The technical tax principles underlying many of the Action Plan proposals will, in large, be familiar to UK corporate taxpayers (as they appear to derive from key parts of the UK tax code such as the debt cap and CFC rules and the DOTAS principles). Nevertheless, the advent of these initiatives may require UK based companies to, amongst other things, revisit intra group arrangements, cross border debt structures, and arrangements which rely on aggressive interpretations of double tax treaties or on the application of multiple treaties as a result of these proposals.

Going forward, UK based multinational companies will want to pay close attention to the proposals as they develop and ensure that practical ramifications are fed into the tasks forces that will no doubt be established by the OECD to formulate and implement the new polices.

The approach of fixing the existing tax legislative framework (instead of adopting wholesale reform) will no doubt reassure some tax directors but the price may well be additional complexity and compliance costs as domestic regimes struggle to 'fit a square peg into a round hole'.

Part of the OECD solution, it appears, is to use a multilateral treaty mechanism to exchange information, require disclosure and involve developing countries.
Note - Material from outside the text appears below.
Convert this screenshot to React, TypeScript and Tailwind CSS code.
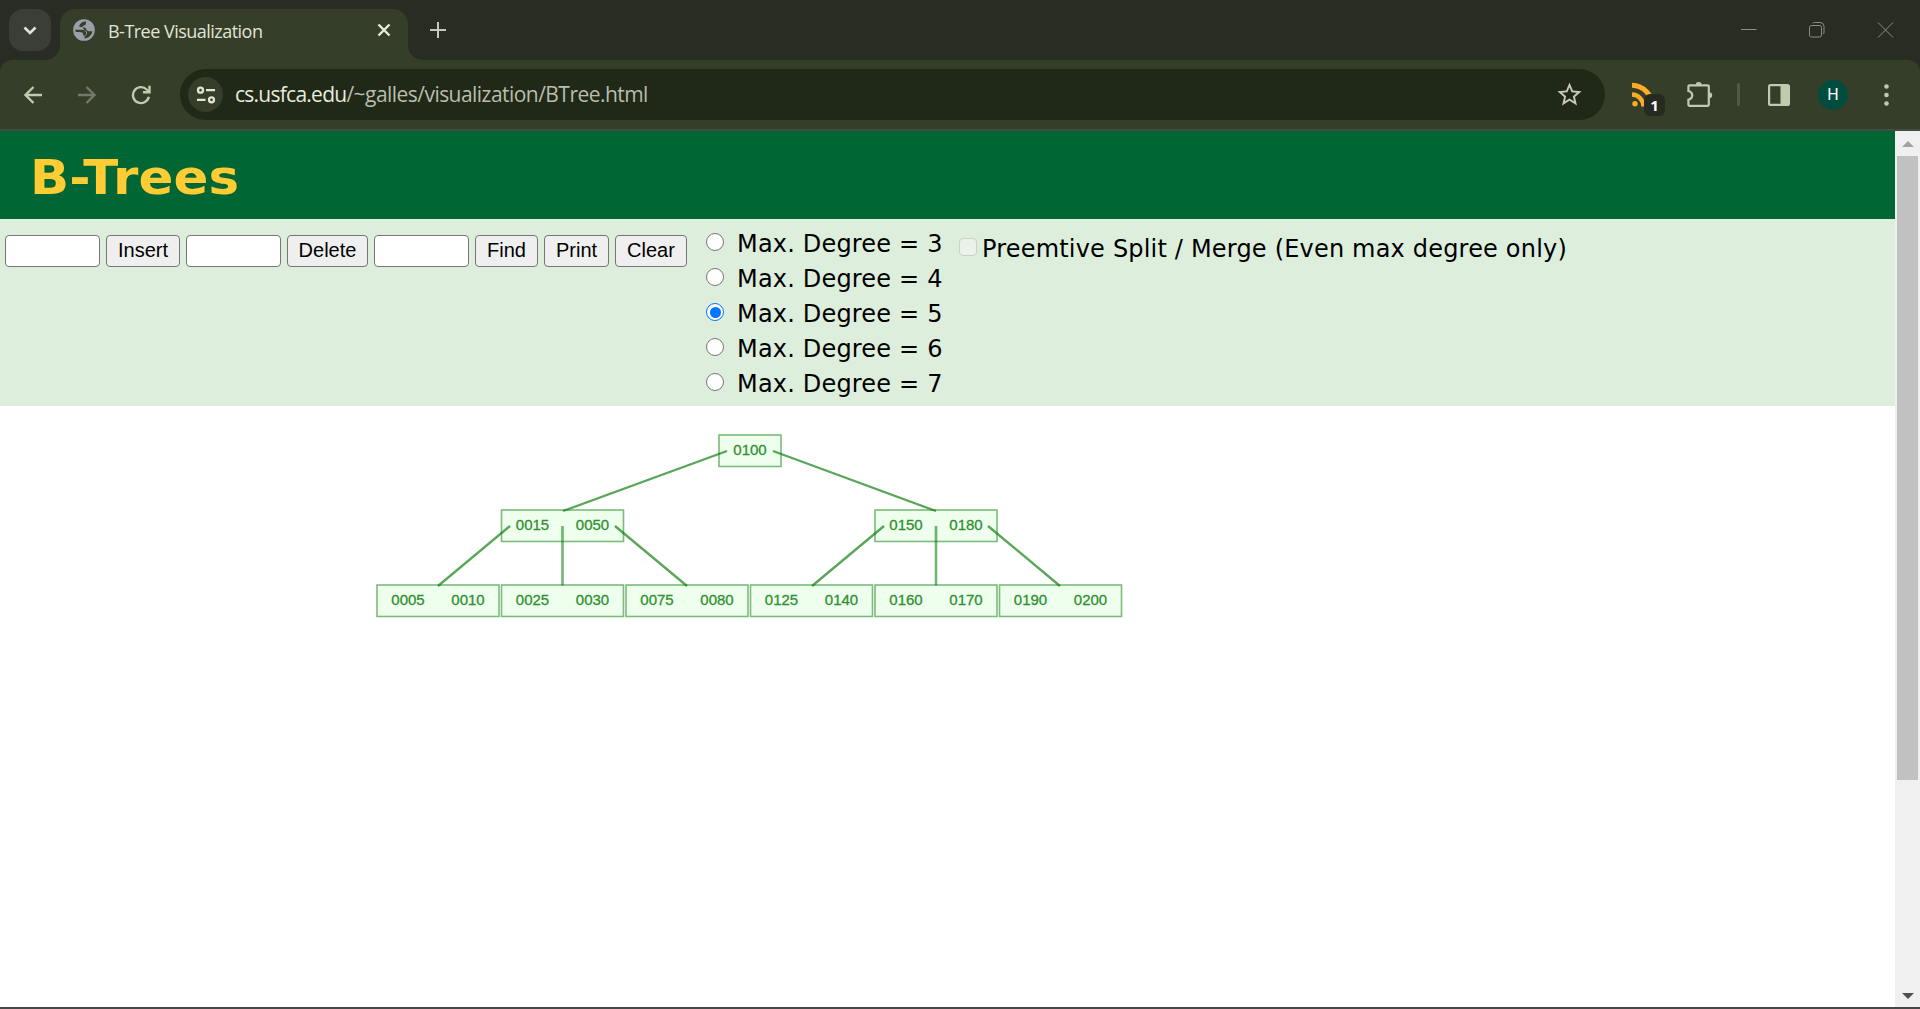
import type { ReactNode } from "react";

const uiFont = "font-['Open_Sans','Noto_Sans',sans-serif]";
const arial = "font-['Liberation_Sans',Arial,sans-serif]";
const verdana = "font-['DejaVu_Sans',Verdana,sans-serif]";

function TabStrip() {
  return (
    <div className="relative flex h-[60px] shrink-0 items-start bg-[#282c23]">
      <div className="mt-[9px] ml-[9px] flex size-[42px] items-center justify-center rounded-[14px] bg-[#3b3d37]">
        <svg width="14" height="9" viewBox="0 0 14 9" fill="none" stroke="#e3e3d8" strokeWidth="2.6">
          <path d="M1.5 1.5 7 7l5.5-5.5" />
        </svg>
      </div>
      <div className="relative mt-[9px] ml-[9px] flex h-[51px] w-[348px] rounded-t-[15px] bg-[#343e29] pb-[9px]">
        <svg className="absolute bottom-0 -left-[15px]" width="15" height="15" viewBox="0 0 15 15" fill="#343e29">
          <path d="M15 0v15H0A15 15 0 0 0 15 0Z" />
        </svg>
        <svg className="absolute -right-[15px] bottom-0" width="15" height="15" viewBox="0 0 15 15" fill="#343e29">
          <path d="M0 0v15h15A15 15 0 0 1 0 0Z" />
        </svg>
        <svg className="mt-2 ml-[11px] shrink-0" width="26" height="26" viewBox="0 0 24 24">
          <circle cx="12" cy="12" r="10" fill="#9aa0aa" />
          <path
            d="M14 4.200C10.500 4 8 6.200 7.500 8.700c1.800.9 3.800.4 5.300 1 1.400.7 1.200 2.500 2.700 3.200 1.300.5 2.500.3 4.300.3-.6 3.600-3.600 6.500-7.300 6.700v-2.200c1.800-.6 2.400-2 2.300-3.200-.2-1.800-2-2.700-4-2.700-2.300 0-4.500.2-6.700-.2 0 .5-.1 1.300.1 1.900 2 .7 4.600 0 6.300.8.900.6.300 1.800.9 2.600.6.700 1.300.5 1.900 0 1.300-1.100 1-3.300-.7-4.300L10.500 8.200c1.300-.4 2.600-.6 3.200-1.600.4-.8-.3-1.400.3-2.400Z"
            fill="#343e29"
          />
        </svg>
        <span className={`${uiFont} mt-[9px] ml-[11px] text-[18px] leading-[26px] tracking-[-0.52px] whitespace-nowrap text-[#e1e4d5]`}>
          B-Tree Visualization
        </span>
        <svg className="mt-[14px] mr-[17px] ml-auto" width="14" height="14" viewBox="0 0 14 14" stroke="#e8eada" strokeWidth="2.4">
          <path d="M1.5 1.5l11 11M12.500 1.500l-11 11" />
        </svg>
      </div>
      <svg className="mt-[22px] ml-[22px]" width="16" height="16" viewBox="0 0 16 16" stroke="#c6c8ba" strokeWidth="2">
        <path d="M8 0v16M0 8h16" />
      </svg>
      <div className="mt-[22px] mr-[26px] ml-auto flex h-4 items-center gap-[52px]">
        <svg width="16" height="16" viewBox="0 0 16 16" stroke="#8c8e83" fill="none">
          <path d="M0 7.500h15.500" />
        </svg>
        <svg width="16" height="16" viewBox="0 0 16 16" stroke="#8c8e83" fill="none">
          <rect x="0.500" y="3.500" width="12" height="11.500" rx="2" />
          <path d="M3.500 1Q4.500.5 5.500.5h5.500a4 4 0 0 1 4 4v5.500q0 1.500-.8 2.200" />
        </svg>
        <svg width="17" height="16" viewBox="0 0 17 16" stroke="#8c8e83" fill="none">
          <path d="M1 0.500l15 15M16 .5l-15 15" />
        </svg>
      </div>
    </div>
  );
}

function Toolbar() {
  return (
    <div className="shrink-0 bg-[#282c23]">
      <div className="flex h-[69px] items-center rounded-t-[12px] bg-[#343e29]">
        <svg className="ml-[24px]" width="18" height="18" viewBox="0 0 18 18" fill="none" stroke="#bfcbae" strokeWidth="2.400">
          <path d="M18 9H2M9.500 1 1.500 9l8 8" />
        </svg>
        <svg className="ml-[36px]" width="18" height="18" viewBox="0 0 18 18" fill="none" stroke="#73796a" strokeWidth="2.400">
          <path d="M0 9h16M8.500 1l8 8-8 8" />
        </svg>
        <svg className="ml-[35px]" width="20" height="20" viewBox="0 0 20 20" fill="none" stroke="#bfcbae" strokeWidth="2.400">
          <path d="M17.800 11.800A8 8 0 1 1 15.700 4.500L18.300 7" />
          <path d="M12 7.300h6.500V.8" />
        </svg>
        <div className="ml-[29px] flex h-[51px] w-[1425px] items-center rounded-full bg-[#202817] pl-[8px]">
          <div className="flex size-[35px] items-center justify-center rounded-full bg-[#343e29]">
            <svg width="20" height="18" viewBox="0 0 20 18" fill="none" stroke="#e3e3d8" strokeWidth="2.300">
              <circle cx="4.500" cy="4.200" r="2.500" />
              <path d="M10 4.200h9M1 13.800h8.500" />
              <circle cx="15.500" cy="13.800" r="2.500" />
            </svg>
          </div>
          <span className={`${uiFont} mb-px ml-[12px] text-[21px] leading-[30px] tracking-[-0.54px] whitespace-nowrap text-[#b9bdab]`}>
            <span className="tracking-[-0.74px] text-[#e8ebdc]">cs.usfca.edu</span>/~galles/visualization/BTree.html
          </span>
          <svg className="mr-[21px] ml-auto" width="29" height="29" viewBox="0 0 24 24" fill="#c6c8ba">
            <path d="M22 9.240l-7.190-.62L12 2 9.190 8.630 2 9.240l5.460 4.730L5.820 21 12 17.270 18.180 21l-1.630-7.030L22 9.240zM12 15.400l-3.760 2.270 1-4.280-3.320-2.880 4.380-.38L12 6.100l1.710 4.040 4.380.38-3.320 2.880 1 4.280L12 15.400z" />
          </svg>
        </div>
        <div className="relative ml-[27px] h-[25px] w-[24px]">
          <svg width="24" height="25" viewBox="0 0 24 25" fill="none" stroke="#ffab24" strokeWidth="5">
            <circle cx="3" cy="21.800" r="2.700" fill="#ffab24" stroke="none" />
            <path d="M0 12.500A12 12 0 0 1 11.500 24.500" strokeWidth="4.400" />
            <path d="M0 3.300A21 21 0 0 1 20.500 24.500" strokeWidth="5" />
          </svg>
          <div className={`${uiFont} absolute top-[12px] left-[12px] flex h-[22px] w-[21px] items-center justify-center rounded-[6px] bg-[#262a21] text-[15px] font-bold text-white`}>
            1
          </div>
        </div>
        <svg className="ml-[30px]" width="28" height="28" viewBox="0 0 28 28" fill="none" stroke="#bfcbae" strokeWidth="2.200">
          <path d="M3.400 4.400H21.800a1 1 0 0 1 1 1V23.800a1 1 0 0 1-1 1H3.400a1 1 0 0 1-1-1V18.700C7.500 17.500 7.500 11.200 2.400 10V5.400a1 1 0 0 1 1-1Z" />
          <path d="M9.700 4.200a3 3.200 0 0 1 6 0ZM23 11.300a3.200 3 0 0 1 0 6Z" fill="#bfcbae" stroke="none" />
        </svg>
        <div className="ml-[23px] h-[23px] w-[3px] rounded-full bg-[#505a44]" />
        <svg className="ml-[28px]" width="22" height="22" viewBox="0 0 22 22" fill="none">
          <rect x="1.100" y="1.100" width="19.800" height="19.800" rx="1.500" stroke="#bfcbae" strokeWidth="2.200" />
          <path d="M12.500 1H21v20h-8.500Z" fill="#bfcbae" />
        </svg>
        <div className="ml-[28px] flex size-[30px] items-center justify-center rounded-full bg-[#004d40] font-[Roboto,sans-serif] text-[16px] text-white">
          H
        </div>
        <svg className="ml-[36px]" width="5" height="22" viewBox="0 0 5 22" fill="#bfcbae">
          <circle cx="2.500" cy="2.500" r="2.300" />
          <circle cx="2.500" cy="11" r="2.300" />
          <circle cx="2.500" cy="19.500" r="2.300" />
        </svg>
      </div>
      <div className="h-[2px] bg-[#474a41]" />
    </div>
  );
}

function Field() {
  return <input className="h-[32px] w-[95px] rounded-[4px] border border-[#767676] bg-white" />;
}

function Button({ className, children }: { className: string; children: ReactNode }) {
  return (
    <button className={`${arial} h-[32px] rounded-[4px] border border-[#767676] bg-[#efefef] pb-[2px] text-[20px] leading-[28px] text-black ${className}`}>
      {children}
    </button>
  );
}

function Controls() {
  return (
    <div className={`${verdana} flex h-[187px] shrink-0 items-start bg-[#ddeedd] text-[24px] text-black`}>
      <div className="mt-[16px] ml-[5px] flex gap-[6px]">
        <Field />
        <Button className="w-[74px]">Insert</Button>
        <Field />
        <Button className="w-[81px]">Delete</Button>
        <Field />
        <Button className="w-[63px]">Find</Button>
        <Button className="w-[65px]">Print</Button>
        <Button className="w-[72px]">Clear</Button>
      </div>
      <div className="mt-[7px] ml-[19px] flex flex-col">
        {[3, 4, 5, 6, 7].map((n) => (
          <label key={n} className="flex h-[35px] items-start">
            <span
              className={`mt-[7px] flex size-[18px] items-center justify-center rounded-full border-[1.500px] bg-white ${n === 5 ? "border-[#0075ff]" : "border-[#767676]"}`}
            >
              {n === 5 && <span className="size-[11px] rounded-full bg-[#0075ff]" />}
            </span>
            <span className="ml-[13px] w-[204px] pt-px leading-[35px] tracking-[0.18px] whitespace-nowrap">Max. Degree = {n}</span>
          </label>
        ))}
      </div>
      <label className="mt-[12px] ml-[18px] flex h-[35px] items-start">
        <span className="mt-[7px] size-[18px] rounded-[4px] border-[1.500px] border-[#cbd0cb] bg-[#eaf2ea]" />
        <span className="ml-[5px] pt-px leading-[35px] tracking-[0.19px] whitespace-nowrap">
          Preemtive Split / Merge (Even max degree only)
        </span>
      </label>
    </div>
  );
}

type TreeNode = { x: number; y: number; keys: string[] };

const nodes: TreeNode[] = [
  { x: 719, y: 435, keys: ["0100"] },
  { x: 501.5, y: 510, keys: ["0015", "0050"] },
  { x: 875, y: 510, keys: ["0150", "0180"] },
  { x: 377, y: 585, keys: ["0005", "0010"] },
  { x: 501.5, y: 585, keys: ["0025", "0030"] },
  { x: 626, y: 585, keys: ["0075", "0080"] },
  { x: 750.5, y: 585, keys: ["0125", "0140"] },
  { x: 875, y: 585, keys: ["0160", "0170"] },
  { x: 999.5, y: 585, keys: ["0190", "0200"] },
];

const edges = [
  [727, 451, 563, 511],
  [773, 451, 936, 511],
  [510, 526, 438, 586],
  [615, 526, 687, 586],
  [884, 526, 812, 586],
  [988, 526, 1060, 586],
];

function Tree() {
  return (
    <svg width="1895" height="601" viewBox="0 406 1895 601" className={arial}>
      {nodes.map((n) => (
        <rect
          key={n.keys[0]}
          x={n.x}
          y={n.y}
          width={n.keys.length === 1 ? 62 : 122}
          height={31.5}
          fill="#eeffee"
          stroke="#007700"
          strokeOpacity={0.5}
          strokeWidth={1.6}
        />
      ))}
      {edges.map((e) => (
        <line key={e.join()} x1={e[0]} y1={e[1]} x2={e[2]} y2={e[3]} stroke="#007700" strokeOpacity={0.65} strokeWidth={2.3} />
      ))}
      {[562.5, 936].map((x) => (
        <line key={x} x1={x} y1={526} x2={x} y2={585.5} stroke="#007700" strokeOpacity={0.55} strokeWidth={2.6} />
      ))}
      {nodes.map((n) =>
        n.keys.map((k, i) => (
          <text key={k} x={n.x + 31 + i * 60} y={n.y + 20.3} textAnchor="middle" fontSize="15" fill="#318f31" stroke="#318f31" strokeWidth="0.3">
            {k}
          </text>
        )),
      )}
    </svg>
  );
}

function Scrollbar() {
  return (
    <div className="flex w-[25px] shrink-0 flex-col items-center bg-[#f0f0f0]">
      <svg className="mt-[10px]" width="12" height="6" viewBox="0 0 12 6" fill="#a3a3a3">
        <path d="M6 0l6 6H0Z" />
      </svg>
      <div className="mt-[9px] h-[624px] w-[21px] bg-[#c1c1c1]" />
      <svg className="mt-auto mb-[8px]" width="12" height="6" viewBox="0 0 12 6" fill="#505050">
        <path d="M0 0h12L6 6Z" />
      </svg>
    </div>
  );
}

export default function App() {
  return (
    <div className="flex h-[1009px] w-[1920px] flex-col overflow-hidden bg-white">
      <TabStrip />
      <Toolbar />
      <div className="flex h-[876px] shrink-0">
        <main className="flex w-[1895px] flex-col">
          <h1 className={`${verdana} h-[88px] shrink-0 bg-[#006633] pl-[30px] text-[48px] leading-[92px] font-bold text-[#ffcc33]`}>
            <span className="inline-block origin-left scale-x-[1.07] tracking-[0.200px]">B-Trees</span>
          </h1>
          <Controls />
          <Tree />
        </main>
        <Scrollbar />
      </div>
      <div className="h-[2px] bg-[#474747]" />
    </div>
  );
}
The use of such an instrument raises a raft of separate issues – notably:

  • Whether and when such an instrument would be enforceable without domestic ratification?
  • How will it play out in those jurisdictions that are not members of the OECD? Does it give those countries a comparative advantage for multinationals seeking to avoid or reduce the impact of the new OECD proposals?
  • How will (in) consistency in interpretation by local courts and revenue authorities be addressed?
  • Whether such an instrument is in fact the answer and is it better to start with a 'blank page'?

The UK government has not yet indicated how it proposes to address concerns over timing, enforceability and impact on domestic tax systems and governance strategies but George Osborne observed that the G20 adoption of the OECD Action Plan was a "huge milestone on the road to making the international tax rules fairer" so perhaps UK compliance with the OECD / G20 final and agreed proposals may be a fait accompli.

1. Background: what is the BEPS problem?

The basic BEPS problem is defined by the Action Plan as follows:

No or low taxation is not per se a cause of concern, but it becomes so when it is associated with practices that artificially segregate taxable income from the activities that generate it.

The project is driven by the concern that many multinationals, especially those operating in the digital economy, are paying very little corporate income tax which potentially has a direct impact on corporate tax revenue and indirectly impacts on tax revenue generally if the tax system falls into disrepute. Apart from revenue issues, BEPS also raises economic efficiency and fairness concerns.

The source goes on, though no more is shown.